CoSy seminar: "Quantum Physics is Weirder Than You Think"
- Date: 11 March 2025, 12:15–13:00
- Location: Ångström Laboratory, Å4004
- Type: Seminar
- Lecturer: Ask Ellingsen
- Organiser: Department of Mathematics
- Contact person: Simon Wogel
Ask Ellingsen holds a seminar with the title "Quantum Physics is Weirder Than You Think" and subtitle "Contextuality in Quantum Mechanics and Beyond". Welcome!
Everyone is welcome and the first 40 people to register will be treated to a free lunch sandwich. If you do not want lunch, you are still welcome to join.
Register for a lunch sandwich (deadline: Sunday 9 March).

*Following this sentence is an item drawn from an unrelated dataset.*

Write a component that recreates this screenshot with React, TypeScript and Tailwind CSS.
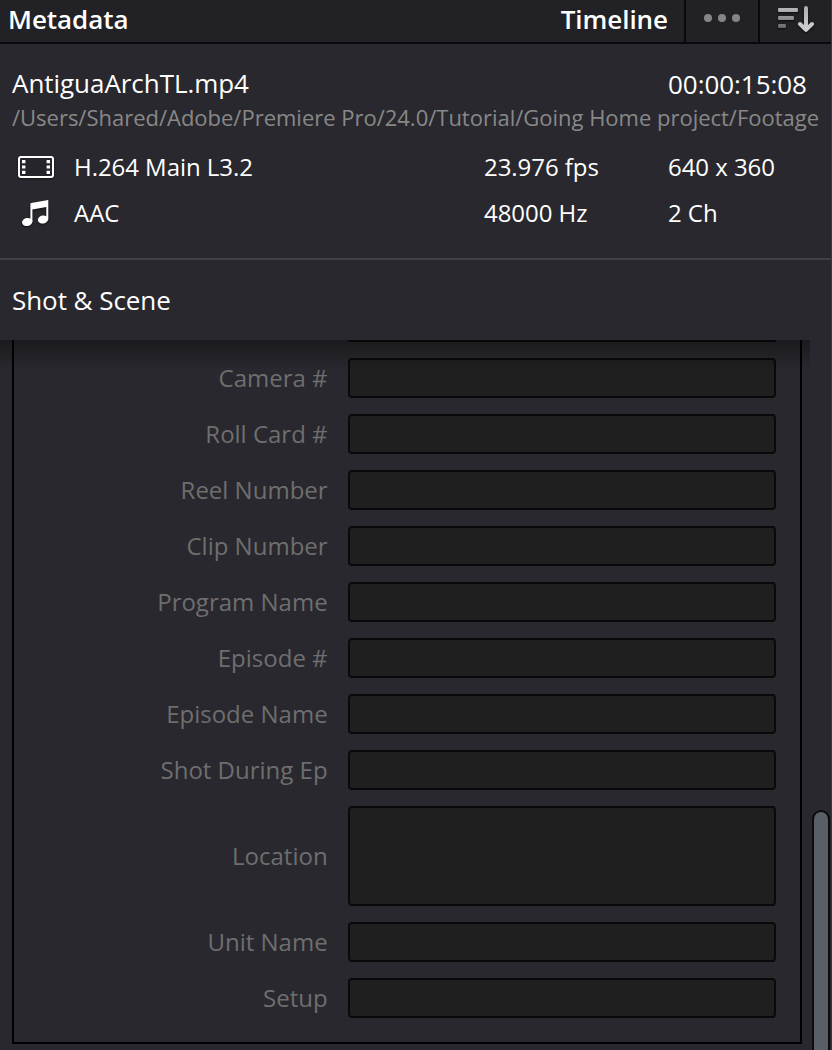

Abstract: When we make a measurement of some physical property, surely the measurement can only reveal what was "already there"? And surely, the value that is revealed cannot depend on what other properties we choose to measure at the same time? Especially if the other measurement is made far away? Quantum contextuality is the surprising property built in to the mathematics of quantum mechanics that these intuitive assumptions are, in fact, incompatible with a quantum reality.
In this talk, I aim to give a (hopefully) not-too-technical introduction to contextuality, and discuss some of its applications and implications -- which range from quantum computation, to game theory, to theoretical physics, and even beyond quantum mechanics to the foundations of mathematics.
This is a lecture in the seminar series held by CIM (Centre for Interdisciplinary Mathematics).